I have also always prided myself on self-awareness. Even if I can’t help it, I am at least aware of my motivations or of my implicit wonts when I do certain things while I often question whether others have this self-panorama. Only as I have begun to approach the end of my twenties have I begun to wonder whether there may actually be a “find yourself” adventure out there. Maybe there is something more to me that I am unaware of.
The closest I came to this epiphany was, arguably and ironically, my second day in Copenhagen, the first city I traveled to abroad. High on espresso and trumping through Christianshavn in my long brown coat and black Frye boots, I felt I had embodied the life I sought since childhood. I used to dream of China’s Great Wall, Egypt’s monolithic pyramids, and Paris’s lazy Seine. If I was here, then I could go anywhere. I had achieved what I most wanted.
In more recent times, this enlightenment escapes me when people ask what I want to do with my life, what motivates me, do I want kids, what do I want in a future partner? I feel simultaneously sure in myself — a healthy, mature adult — and omnisciently confused about my inner drives and desires. Romance has possibly left me feeling the most off kilter, but that neglects moving cities, graduating from a PhD program, and finding a job, all of which demanded similar answers to which I never identified a ready response. I will not lie, the last 18 months of my life have felt like a windfall where a multitude of events and persons beg, “Who am I?” Where do I want to live? What do I want to do with my life? Who will I marry? Will I marry? Why am I so type A? Temporary solace, if not complacency, may be found in knowing almost everyone else struggles with these same challenges — no one really knows what they’re doing. Right? Right. But you think I would feel I would stumble just slightly closer.
And it is not for lack of trying. Over the years, I have invariably placed myself in many situations where I should inevitably and ultimately find myself, but I always come up empty-handed, or rather as the same person.
I have tried drugs, I have experimented sexually, I have traveled to Cuba and Qatar among other distant destinations. I have traveled alone, I have gone with friends, I have visited tarot readers, I have read the Bible. I have had many, many - but maybe not enough - long conversations with friends about this, drunk and sober.
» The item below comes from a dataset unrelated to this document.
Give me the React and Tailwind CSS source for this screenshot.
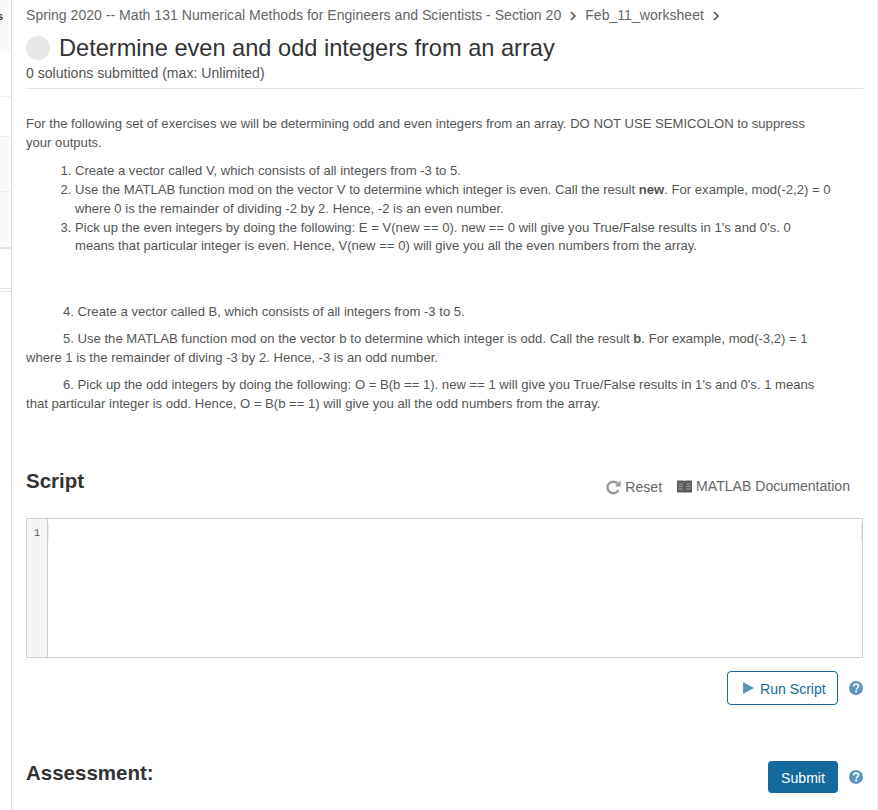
function HelpIcon() {
  return (
    <svg width="14" height="14" viewBox="0 0 14 14" className="block shrink-0">
      <circle cx="7" cy="7" r="7" fill="#5b95bd" />
      <path d="M4.6 5.4C4.7 4 5.7 3.2 7.1 3.2c1.4 0 2.4.8 2.4 2 0 1-.6 1.4-1.2 1.8-.5.3-.7.6-.7 1.1v.3" fill="none" stroke="#fff" strokeWidth="1.7" />
      <rect x="6.2" y="9.5" width="1.8" height="1.8" fill="#fff" />
    </svg>
  );
}

function Chevron() {
  return (
    <svg width="8" height="10" viewBox="0 0 8 10" className="mx-[8px]">
      <path d="M2 1l4 4-4 4" fill="none" stroke="#555" strokeWidth="1.6" />
    </svg>
  );
}

function ResetIcon() {
  return (
    <svg width="15" height="15" viewBox="0 0 15 15" className="mr-[4px]">
      <path d="M12.4 10.2A5.8 5.8 0 1 1 11.4 3.4" fill="none" stroke="#999" strokeWidth="2.5" />
      <path d="M14.6 0.6v6H8.6z" fill="#999" />
    </svg>
  );
}

function BookIcon() {
  return (
    <svg width="15" height="13" viewBox="0 0 15 13" className="mr-[4px]">
      <path d="M0 0.5h6.8l.7.7.7-.7H15V12.5H8.2l-.7.5-.7-.5H0z" fill="#5c5c5c" />
      <path d="M1.5 4h4.2M1.5 6.5h4.2M1.5 9h4.2M9.3 4h4.2M9.3 6.5h4.2M9.3 9h4.2" stroke="#aaa" strokeWidth="0.9" />
    </svg>
  );
}

export default function App() {
  return (
    <div className="flex h-[810px] w-[878px] overflow-hidden border-r border-[#eee] bg-white font-['Liberation_Sans',Arial,sans-serif] text-[#555]">
      {/* clipped left nav */}
      <aside className="flex w-[12px] shrink-0 flex-col overflow-hidden border-r border-[#ddd]">
        <div className="h-[52px] bg-[#fafafa] pt-[9px] text-[11px] leading-[14px] font-bold text-[#333]">
          <span className="-ml-[3px] block">s</span>
        </div>
        <div className="h-[45px] border-b border-[#eee]" />
        <div className="h-[40px] border-b border-[#eee]" />
        <div className="h-[55px] border-b border-[#eee] bg-[#fafafa]" />
        <div className="h-[57px] border-b-2 border-[#e5e5e5] bg-[#fafafa]" />
        <div className="h-[40px] border-b border-[#e5e5e5]" />
        <div className="h-[3px] border-b border-[#e5e5e5]" />
      </aside>

      <main className="flex w-[851px] shrink-0 flex-col pl-[14px]">
        <div className="flex h-[30px] items-center pt-[1px] text-[14.08px] text-[#666]">
          <span>Spring 2020 -- Math 131 Numerical Methods for Engineers and Scientists - Section 20</span>
          <Chevron />
          <span>Feb_11_worksheet</span>
          <Chevron />
        </div>
        <div className="flex h-[36px] items-center">
          <div className="mr-[9px] h-[24px] w-[24px] rounded-full bg-[#e6e6e6]" />
          <h1 className="text-[23.6px] leading-[36px] text-[#333]">Determine even and odd integers from an array</h1>
        </div>
        <p className="h-[22px] text-[14.08px] leading-[14px] text-[#555]">0 solutions submitted (max: Unlimited)</p>
        <div className="border-b border-[#e5e5e5]" />

        <div className="w-[806px] pt-[26px] text-[13.1px] leading-[18.9px] text-[#555]">
          <p>
            For the following set of exercises we will be determining odd and even integers from an array. DO NOT USE SEMICOLON to suppress your outputs.
          </p>
          <ol className="mt-[9px] list-decimal pl-[49px]">
            <li>Create a vector called V, which consists of all integers from -3 to 5.</li>
            <li>
              Use the MATLAB function mod on the vector V to determine which integer is even. Call the result <b>new</b>. For example, mod(-2,2) = 0 where 0 is the remainder of dividing -2 by 2. Hence, -2 is an even number.
            </li>
            <li>
              Pick up the even integers by doing the following: E = V(new == 0). new == 0 will give you True/False results in 1's and 0's. 0 means that particular integer is even. Hence, V(new == 0) will give you all the even numbers from the array.
            </li>
          </ol>
          <p className="mt-[47px] indent-[37px]">4. Create a vector called B, which consists of all integers from -3 to 5.</p>
          <p className="mt-[8px] indent-[37px]">
            5. Use the MATLAB function mod on the vector b to determine which integer is odd. Call the result <b>b</b>. For example, mod(-3,2) = 1 where 1 is the remainder of diving -3 by 2. Hence, -3 is an odd number.
          </p>
          <p className="mt-[8px] indent-[37px]">
            6. Pick up the odd integers by doing the following: O = B(b == 1). new == 1 will give you True/False results in 1's and 0's. 1 means that particular integer is odd. Hence, O = B(b == 1) will give you all the odd numbers from the array.
          </p>
        </div>

        <div className="mt-[49px] flex h-[36px] items-center justify-between">
          <h2 className="text-[20.5px] font-bold text-[#333]">Script</h2>
          <div className="mr-[13px] flex items-center pt-[12px] text-[14.08px] text-[#666]">
            <span className="mr-[15px] flex items-center pt-[2px]">
              <ResetIcon />
              Reset
            </span>
            <span className="flex items-center">
              <BookIcon />
              MATLAB Documentation
            </span>
          </div>
        </div>

        <div className="mt-[19px] flex h-[140px] border border-[#ccc]">
          <div className="w-[21px] shrink-0 border-r border-[#ccc] bg-[#f5f5f5] pt-[8px] text-center font-['Liberation_Mono',monospace] text-[10px] leading-[13px] text-[#555]">
            1
          </div>
          <div className="flex flex-1 items-start justify-between pt-[4px]">
            <div className="h-[19px] w-px bg-[#eee]" />
            <div className="h-[19px] w-px bg-[#e5e5e5]" />
          </div>
        </div>

        <div className="mt-[13px] flex items-center justify-end">
          <button className="flex h-[34px] w-[111px] items-center rounded-[4px] border border-[#146a9c] bg-white pt-[4px] pl-[15px] text-[14.08px] text-[#146a9c]">
            <svg width="11" height="12" viewBox="0 0 11 12" className="mr-[6px] -mt-[4px]">
              <path d="M0 0l11 6-11 6z" fill="#5b95bd" />
            </svg>
            Run Script
          </button>
          <span className="ml-[11px]"><HelpIcon /></span>
        </div>

        <div className="mt-[53px] flex items-center justify-between">
          <h2 className="mb-[8px] text-[20.5px] font-bold text-[#333]">Assessment:</h2>
          <div className="flex items-center">
            <button className="h-[32px] w-[70px] rounded-[4px] bg-[#146a9c] pt-[2px] text-[14.08px] text-white">Submit</button>
            <span className="ml-[11px]"><HelpIcon /></span>
          </div>
        </div>
      </main>
    </div>
  );
}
I have told people how I really feel about them. I have practiced baring my heart — or at least transcribing what I think is etched on its strings. How am I to ever know?
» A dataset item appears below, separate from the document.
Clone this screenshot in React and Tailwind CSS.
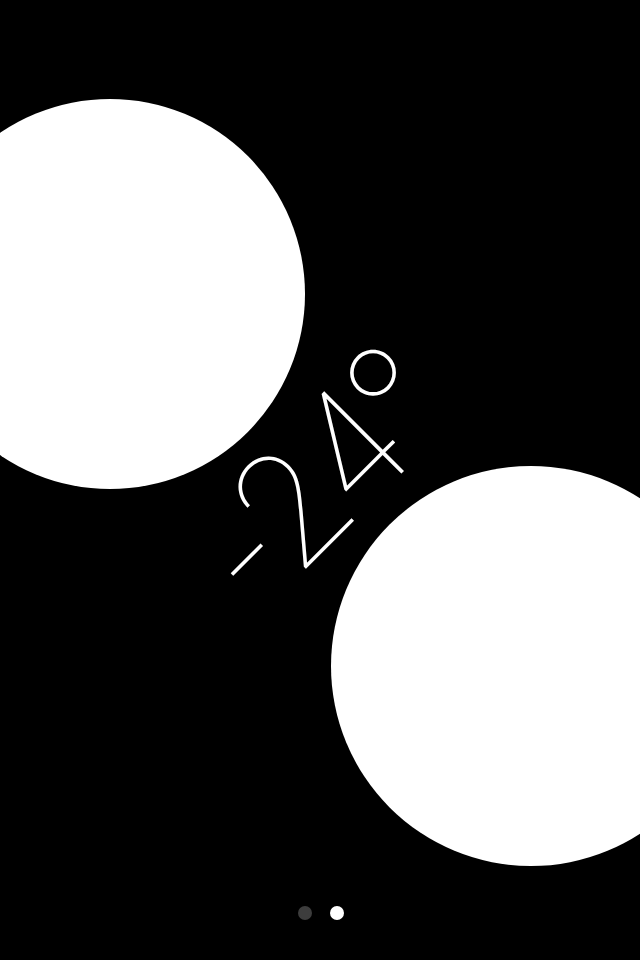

When I went to South Africa in November, it was my first trip abroad and alone in almost two years. So much had changed since the last time. In Portugal in 2017, I was halfway through my PhD program, single and never in love, the world my oyster. In November, I was a doctor, had experienced several heartbreaks, and had been possibly forced into a career decision and relocation that I didn’t mind and maybe loved, but who was I to know if I felt like the decision had been made in haste? I don’t want to say I went to find myself, and it was not definitely not my motivation on the June afternoon when I bought the $700 ticket to Johannesburg, but I privately harbored I would discover something new about myself while climbing Table Mountain or traversing the African savannahs. But what was there to discover? What creek in the cavern of my soul had I not sipped from yet?
I returned the same person with my only defensible thesis that to travel alone is to make decisions in a bubble. Suddenly you get to choose where you want to stay, where you want to go, where you want to eat, when you go to bed, what you tell people about yourself. But even these are restrained by some lesser things like hunger, tiredness, and a predisposition to cheapness. Then again, those very traits are what accumulate into a soul. But in my bubble, under my self-imposed microscope, I found no new fractures or breakthroughs. Just sheer joy at travel and independence. But I’ve known that about myself for half my life!
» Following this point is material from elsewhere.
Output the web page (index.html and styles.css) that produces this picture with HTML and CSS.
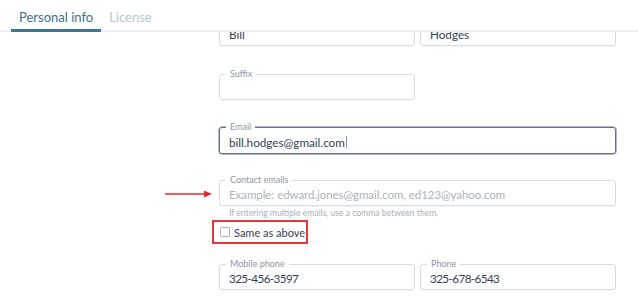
FILE: index.html
```html
<!DOCTYPE html>
<html lang="en">
<head>
  <meta charset="UTF-8">
  <title>Personal info</title>
  <link rel="stylesheet" href="styles.css">
</head>
<body>
  <div class="page">
    <header class="tabs">
      <div class="tab active">Personal info</div>
      <div class="tab">License</div>
    </header>

    <main class="form">
      <div class="row">
        <div class="field half"><span class="value">Bill</span></div>
        <div class="field half"><span class="value">Hodges</span></div>
      </div>

      <div class="row">
        <div class="field half">
          <span class="label">Suffix</span>
        </div>
      </div>

      <div class="row email-row">
        <div class="field focused">
          <span class="label">Email</span>
          <span class="value">bill.hodges@gmail.com</span><span class="caret"></span>
        </div>
      </div>

      <div class="row contact-row">
        <svg class="arrow" width="48" height="8" viewBox="0 0 48 8">
          <line x1="0" y1="4" x2="41" y2="4" stroke="#e02b2b" stroke-width="1.3"/>
          <polygon points="39,0.5 47,4 39,7.5" fill="#e02b2b"/>
        </svg>
        <div class="field">
          <span class="label">Contact emails</span>
          <span class="placeholder">Example: edward.jones@gmail.com, ed123@yahoo.com</span>
        </div>
        <p class="hint">If entering multiple emails, use a comma between them.</p>
        <div class="check-highlight">
          <span class="checkbox"></span>
          <span class="check-label">Same as above</span>
        </div>
      </div>

      <div class="row">
        <div class="field half">
          <span class="label">Mobile phone</span>
          <span class="value phone">325-456-3597</span>
        </div>
        <div class="field half">
          <span class="label">Phone</span>
          <span class="value phone">325-678-6543</span>
        </div>
      </div>
    </main>
  </div>
</body>
</html>
```

FILE: styles.css
```css
body {
  margin: 0;
  font-family: 'Lato', 'Open Sans', sans-serif;
  background-color: #fff;
  color: #2f3b55;
}

.page {
  width: 638px;
  height: 302px;
  overflow: hidden;
}

/* tab bar stays on top of the scrolled form */
.tabs {
  position: relative;
  z-index: 2;
  display: flex;
  height: 30px;
  padding-left: 11px;
  background-color: #fff;
  border-bottom: 2px solid #eceff3;
}

.tab {
  padding: 9px 8px 0;
  font-size: 13px;
  color: #b3c6d1;
}

.tab.active {
  color: #3f6f86;
  border-bottom: 3px solid #3f7590;
  margin-bottom: -2px;
}

.form {
  margin-top: -12px;
  padding-left: 219px;
  width: 397px;
}

.row {
  display: flex;
  gap: 5px;
  margin-bottom: 28px;
}

.email-row {
  margin-bottom: 26px;
}

.field {
  position: relative;
  flex: 1;
  height: 26px;
  box-sizing: border-box;
  border: 1px solid #d6dce4;
  border-radius: 3px;
  padding: 0 9px;
  display: flex;
  align-items: center;
  box-shadow: 0 1px 1px rgba(0, 0, 0, 0.04);
}

.field.half {
  flex: 0 0 196px;
}

.field.focused {
  height: 27px;
  margin-top: -1px;
  border-color: #63718c;
  box-shadow: 0 0 0 0.5px #63718c;
}

.label {
  position: absolute;
  top: -6px;
  left: 6px;
  padding: 0 4px;
  background-color: #fff;
  font-size: 9px;
  line-height: 10px;
  color: #8c95a6;
}

.value {
  font-size: 11.7px;
  color: #34405a;
  padding-top: 2px;
}

.value.phone {
  letter-spacing: -0.6px;
}

.caret {
  display: inline-block;
  width: 1px;
  height: 12px;
  margin-left: 1px;
  margin-top: 2px;
  background-color: #8a93a3;
}

.placeholder {
  font-size: 11.4px;
  color: #a9b1bf;
  padding-top: 2px;
}

.contact-row {
  position: relative;
  flex-direction: column;
  gap: 0;
  margin-bottom: 20px;
}

.arrow {
  position: absolute;
  left: -54px;
  top: 10px;
}

.contact-row .field {
  flex: none;
}

.hint {
  margin: 2px 0 0 10px;
  font-size: 8.6px;
  line-height: 11px;
  color: #a8b0bc;
}

.check-highlight {
  display: flex;
  align-items: center;
  gap: 4px;
  box-sizing: border-box;
  width: 96px;
  height: 24px;
  margin: 1px 0 0 -7px;
  padding-left: 6px;
  border: 2px solid #e2383d;
  white-space: nowrap;
}

.checkbox {
  flex: none;
  width: 8px;
  height: 8px;
  border: 1px solid #a6aebb;
  border-radius: 2px;
}

.check-label {
  font-size: 11px;
  color: #35405a;
}
```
When the chance to live on a carrier for a month materialized, I instantly saw both the career benefit and the gaping new rollercoaster. If I did this, what would I find? Who would I be really when stripped from civilization — with no social media, no one, a rigid life schedule, and barrenness my only distraction? (I am not lying; carrier life is very barren.)
After three days of acclimation, I defaulted to the same frustrations and ecstasies I have always recognized. I wanted more to do — tasks to accomplish, people to see, places to exercise. I wanted stimulation. Some would argue this was a colossal effort to resist unearthing myself — I just missed mortal and earthly distractions. But maybe overstimulation is me. My feelings didn’t subside. I had no seismic shift in personality or desires. In fact, I felt more drawn to wanderlust and being untethered from people because you can never actually have them, but this discovery I had excavated several times before.
Maybe the grand myth that there is a higher purpose — or at least person — within is not inherent and some people just are. But is that not more confusing and lending itself to more treasure hunts? How will I ever know that I am not repressed or fighting against myself to find myself? I told myself not to let this essay go off the rails in a meta way, which I am dangerously on that precipice, but the summit is this (and it is not climactic or celestial, though people paint it that way): you can just be.
Perhaps this is anticlimactic, and maybe that’s the root of confusion. Angels need not appear. There is nothing to find beyond what was already and always there.
Of course, this entire missive was written from a stationary bicycle in the carrier’s seaside gym staring at the rhythmic ocean blue. That says something for solitude and asceticism — or at least endorphins.